= Collected data =
__________________________________________________

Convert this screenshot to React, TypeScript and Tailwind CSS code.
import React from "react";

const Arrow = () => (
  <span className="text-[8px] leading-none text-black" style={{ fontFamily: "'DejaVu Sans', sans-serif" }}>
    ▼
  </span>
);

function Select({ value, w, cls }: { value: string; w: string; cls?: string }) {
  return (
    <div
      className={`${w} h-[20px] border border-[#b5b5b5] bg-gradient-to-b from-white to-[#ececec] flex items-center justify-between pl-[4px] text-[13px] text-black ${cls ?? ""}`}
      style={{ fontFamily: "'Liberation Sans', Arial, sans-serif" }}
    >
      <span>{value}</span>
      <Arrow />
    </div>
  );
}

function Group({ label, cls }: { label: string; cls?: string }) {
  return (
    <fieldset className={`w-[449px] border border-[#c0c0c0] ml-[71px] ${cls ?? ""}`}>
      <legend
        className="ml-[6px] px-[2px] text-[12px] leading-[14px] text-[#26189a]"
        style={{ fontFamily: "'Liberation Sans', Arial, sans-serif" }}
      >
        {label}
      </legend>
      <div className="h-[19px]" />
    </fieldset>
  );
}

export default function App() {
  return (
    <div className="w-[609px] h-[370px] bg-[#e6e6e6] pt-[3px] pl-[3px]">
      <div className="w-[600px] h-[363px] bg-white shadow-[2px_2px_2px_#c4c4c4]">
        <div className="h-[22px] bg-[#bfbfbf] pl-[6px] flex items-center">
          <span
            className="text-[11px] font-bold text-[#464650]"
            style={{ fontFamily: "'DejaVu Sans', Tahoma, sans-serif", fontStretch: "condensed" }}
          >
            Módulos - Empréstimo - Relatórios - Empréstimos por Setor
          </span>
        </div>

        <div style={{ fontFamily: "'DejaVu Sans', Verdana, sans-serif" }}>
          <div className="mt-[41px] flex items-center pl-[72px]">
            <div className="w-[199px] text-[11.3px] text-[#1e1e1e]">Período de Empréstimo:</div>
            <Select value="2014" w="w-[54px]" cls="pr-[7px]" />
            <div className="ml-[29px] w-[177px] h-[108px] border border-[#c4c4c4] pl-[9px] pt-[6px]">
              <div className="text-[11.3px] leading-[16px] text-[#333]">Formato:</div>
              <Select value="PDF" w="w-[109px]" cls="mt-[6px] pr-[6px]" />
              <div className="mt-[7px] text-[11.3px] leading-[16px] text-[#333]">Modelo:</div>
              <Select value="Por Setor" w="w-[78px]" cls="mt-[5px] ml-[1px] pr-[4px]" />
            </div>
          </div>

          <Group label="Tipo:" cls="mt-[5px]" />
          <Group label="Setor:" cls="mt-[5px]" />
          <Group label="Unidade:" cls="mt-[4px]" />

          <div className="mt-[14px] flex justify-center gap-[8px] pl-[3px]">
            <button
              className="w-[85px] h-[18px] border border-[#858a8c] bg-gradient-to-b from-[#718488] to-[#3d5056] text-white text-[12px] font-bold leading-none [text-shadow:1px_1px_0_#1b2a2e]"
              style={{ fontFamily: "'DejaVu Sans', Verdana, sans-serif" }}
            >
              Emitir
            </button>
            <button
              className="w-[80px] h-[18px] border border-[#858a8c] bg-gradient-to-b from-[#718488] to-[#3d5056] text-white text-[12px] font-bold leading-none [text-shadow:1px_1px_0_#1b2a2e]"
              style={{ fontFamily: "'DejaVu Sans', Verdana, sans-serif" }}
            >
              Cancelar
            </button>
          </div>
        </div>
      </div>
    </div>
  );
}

__________________________________________________

= Requirements =
Each line of the listing should be copied exactly.

= Worked solution =
Convert this screenshot to React, TypeScript and Tailwind CSS code.
import React from "react";

const Arrow = () => (
  <span className="text-[8px] leading-none text-black" style={{ fontFamily: "'DejaVu Sans', sans-serif" }}>
    ▼
  </span>
);

function Select({ value, w, cls }: { value: string; w: string; cls?: string }) {
  return (
    <div
      className={`${w} h-[20px] border border-[#b5b5b5] bg-gradient-to-b from-white to-[#ececec] flex items-center justify-between pl-[4px] text-[13px] text-black ${cls ?? ""}`}
      style={{ fontFamily: "'Liberation Sans', Arial, sans-serif" }}
    >
      <span>{value}</span>
      <Arrow />
    </div>
  );
}

function Group({ label, cls }: { label: string; cls?: string }) {
  return (
    <fieldset className={`w-[449px] border border-[#c0c0c0] ml-[71px] ${cls ?? ""}`}>
      <legend
        className="ml-[6px] px-[2px] text-[12px] leading-[14px] text-[#26189a]"
        style={{ fontFamily: "'Liberation Sans', Arial, sans-serif" }}
      >
        {label}
      </legend>
      <div className="h-[19px]" />
    </fieldset>
  );
}

export default function App() {
  return (
    <div className="w-[609px] h-[370px] bg-[#e6e6e6] pt-[3px] pl-[3px]">
      <div className="w-[600px] h-[363px] bg-white shadow-[2px_2px_2px_#c4c4c4]">
        <div className="h-[22px] bg-[#bfbfbf] pl-[6px] flex items-center">
          <span
            className="text-[11px] font-bold text-[#464650]"
            style={{ fontFamily: "'DejaVu Sans', Tahoma, sans-serif", fontStretch: "condensed" }}
          >
            Módulos - Empréstimo - Relatórios - Empréstimos por Setor
          </span>
        </div>

        <div style={{ fontFamily: "'DejaVu Sans', Verdana, sans-serif" }}>
          <div className="mt-[41px] flex items-center pl-[72px]">
            <div className="w-[199px] text-[11.3px] text-[#1e1e1e]">Período de Empréstimo:</div>
            <Select value="2014" w="w-[54px]" cls="pr-[7px]" />
            <div className="ml-[29px] w-[177px] h-[108px] border border-[#c4c4c4] pl-[9px] pt-[6px]">
              <div className="text-[11.3px] leading-[16px] text-[#333]">Formato:</div>
              <Select value="PDF" w="w-[109px]" cls="mt-[6px] pr-[6px]" />
              <div className="mt-[7px] text-[11.3px] leading-[16px] text-[#333]">Modelo:</div>
              <Select value="Por Setor" w="w-[78px]" cls="mt-[5px] ml-[1px] pr-[4px]" />
            </div>
          </div>

          <Group label="Tipo:" cls="mt-[5px]" />
          <Group label="Setor:" cls="mt-[5px]" />
          <Group label="Unidade:" cls="mt-[4px]" />

          <div className="mt-[14px] flex justify-center gap-[8px] pl-[3px]">
            <button
              className="w-[85px] h-[18px] border border-[#858a8c] bg-gradient-to-b from-[#718488] to-[#3d5056] text-white text-[12px] font-bold leading-none [text-shadow:1px_1px_0_#1b2a2e]"
              style={{ fontFamily: "'DejaVu Sans', Verdana, sans-serif" }}
            >
              Emitir
            </button>
            <button
              className="w-[80px] h-[18px] border border-[#858a8c] bg-gradient-to-b from-[#718488] to-[#3d5056] text-white text-[12px] font-bold leading-none [text-shadow:1px_1px_0_#1b2a2e]"
              style={{ fontFamily: "'DejaVu Sans', Verdana, sans-serif" }}
            >
              Cancelar
            </button>
          </div>
        </div>
      </div>
    </div>
  );
}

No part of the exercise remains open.